### To do
Reproduce all lines of the listing below in which the word "React" occurs.

====== Supplied information

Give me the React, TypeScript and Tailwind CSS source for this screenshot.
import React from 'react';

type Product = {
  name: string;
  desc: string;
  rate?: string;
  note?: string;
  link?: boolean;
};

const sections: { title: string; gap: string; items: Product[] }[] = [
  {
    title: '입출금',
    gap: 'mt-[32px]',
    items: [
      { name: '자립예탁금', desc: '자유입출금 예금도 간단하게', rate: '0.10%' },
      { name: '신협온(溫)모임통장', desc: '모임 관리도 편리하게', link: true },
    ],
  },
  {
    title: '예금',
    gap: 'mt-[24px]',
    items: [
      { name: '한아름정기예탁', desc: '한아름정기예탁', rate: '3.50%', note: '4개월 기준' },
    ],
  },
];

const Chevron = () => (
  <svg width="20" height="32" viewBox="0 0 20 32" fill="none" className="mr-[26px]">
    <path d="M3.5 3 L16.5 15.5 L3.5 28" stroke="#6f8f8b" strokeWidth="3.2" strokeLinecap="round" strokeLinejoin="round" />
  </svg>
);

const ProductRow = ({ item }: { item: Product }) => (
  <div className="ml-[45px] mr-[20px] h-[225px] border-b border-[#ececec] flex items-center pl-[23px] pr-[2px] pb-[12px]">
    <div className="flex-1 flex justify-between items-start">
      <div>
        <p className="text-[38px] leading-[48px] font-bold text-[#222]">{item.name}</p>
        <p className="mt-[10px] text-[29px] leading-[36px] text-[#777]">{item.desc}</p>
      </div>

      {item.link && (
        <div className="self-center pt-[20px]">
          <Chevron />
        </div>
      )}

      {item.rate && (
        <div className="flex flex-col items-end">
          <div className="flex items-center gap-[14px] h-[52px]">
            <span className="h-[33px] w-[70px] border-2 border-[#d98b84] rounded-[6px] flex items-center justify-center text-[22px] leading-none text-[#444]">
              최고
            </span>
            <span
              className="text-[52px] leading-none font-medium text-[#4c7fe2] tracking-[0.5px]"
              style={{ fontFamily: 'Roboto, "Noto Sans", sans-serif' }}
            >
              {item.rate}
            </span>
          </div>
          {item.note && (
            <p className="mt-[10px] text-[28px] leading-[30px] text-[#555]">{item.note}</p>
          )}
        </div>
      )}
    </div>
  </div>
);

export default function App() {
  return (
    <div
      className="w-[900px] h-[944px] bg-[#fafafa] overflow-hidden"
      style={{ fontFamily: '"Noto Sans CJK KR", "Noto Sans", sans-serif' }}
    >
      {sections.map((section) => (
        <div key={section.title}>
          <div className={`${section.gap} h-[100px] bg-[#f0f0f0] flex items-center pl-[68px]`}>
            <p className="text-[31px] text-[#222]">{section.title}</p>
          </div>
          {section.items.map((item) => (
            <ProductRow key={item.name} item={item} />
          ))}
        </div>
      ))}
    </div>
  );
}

============
====== Supplied information

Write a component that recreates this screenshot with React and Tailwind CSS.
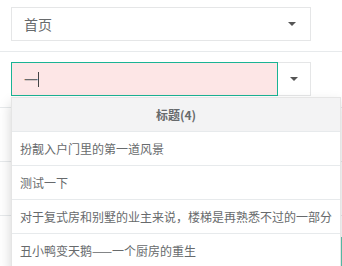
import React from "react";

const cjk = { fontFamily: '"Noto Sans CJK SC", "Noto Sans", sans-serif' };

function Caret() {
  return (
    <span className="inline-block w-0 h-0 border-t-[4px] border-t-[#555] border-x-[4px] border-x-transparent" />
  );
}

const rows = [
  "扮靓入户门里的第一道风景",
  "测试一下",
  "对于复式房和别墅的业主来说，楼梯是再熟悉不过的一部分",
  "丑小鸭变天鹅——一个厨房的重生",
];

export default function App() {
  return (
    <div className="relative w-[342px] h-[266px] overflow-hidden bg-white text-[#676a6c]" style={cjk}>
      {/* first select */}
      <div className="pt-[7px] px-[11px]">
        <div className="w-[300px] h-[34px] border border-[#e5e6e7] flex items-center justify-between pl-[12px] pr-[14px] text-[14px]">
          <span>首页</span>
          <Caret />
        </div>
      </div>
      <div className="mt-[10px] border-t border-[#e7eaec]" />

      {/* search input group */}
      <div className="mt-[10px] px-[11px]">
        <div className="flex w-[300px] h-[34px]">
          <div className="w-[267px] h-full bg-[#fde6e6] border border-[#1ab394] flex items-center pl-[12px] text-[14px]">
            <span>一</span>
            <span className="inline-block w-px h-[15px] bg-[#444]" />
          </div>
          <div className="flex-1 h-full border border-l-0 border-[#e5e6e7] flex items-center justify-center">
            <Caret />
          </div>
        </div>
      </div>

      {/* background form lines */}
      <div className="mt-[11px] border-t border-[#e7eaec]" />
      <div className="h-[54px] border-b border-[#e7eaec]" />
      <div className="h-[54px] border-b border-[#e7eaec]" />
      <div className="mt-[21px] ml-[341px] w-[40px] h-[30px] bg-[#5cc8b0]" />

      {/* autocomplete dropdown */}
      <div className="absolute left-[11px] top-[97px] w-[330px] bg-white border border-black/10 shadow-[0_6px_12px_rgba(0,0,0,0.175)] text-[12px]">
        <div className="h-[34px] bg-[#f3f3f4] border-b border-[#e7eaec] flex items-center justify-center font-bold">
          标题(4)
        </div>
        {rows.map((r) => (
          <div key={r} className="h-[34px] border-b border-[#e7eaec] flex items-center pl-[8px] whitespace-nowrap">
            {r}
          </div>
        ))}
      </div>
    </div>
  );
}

============

### Right answer
Give me the React, TypeScript and Tailwind CSS source for this screenshot.
import React from 'react';
Write a component that recreates this screenshot with React and Tailwind CSS.
import React from "react";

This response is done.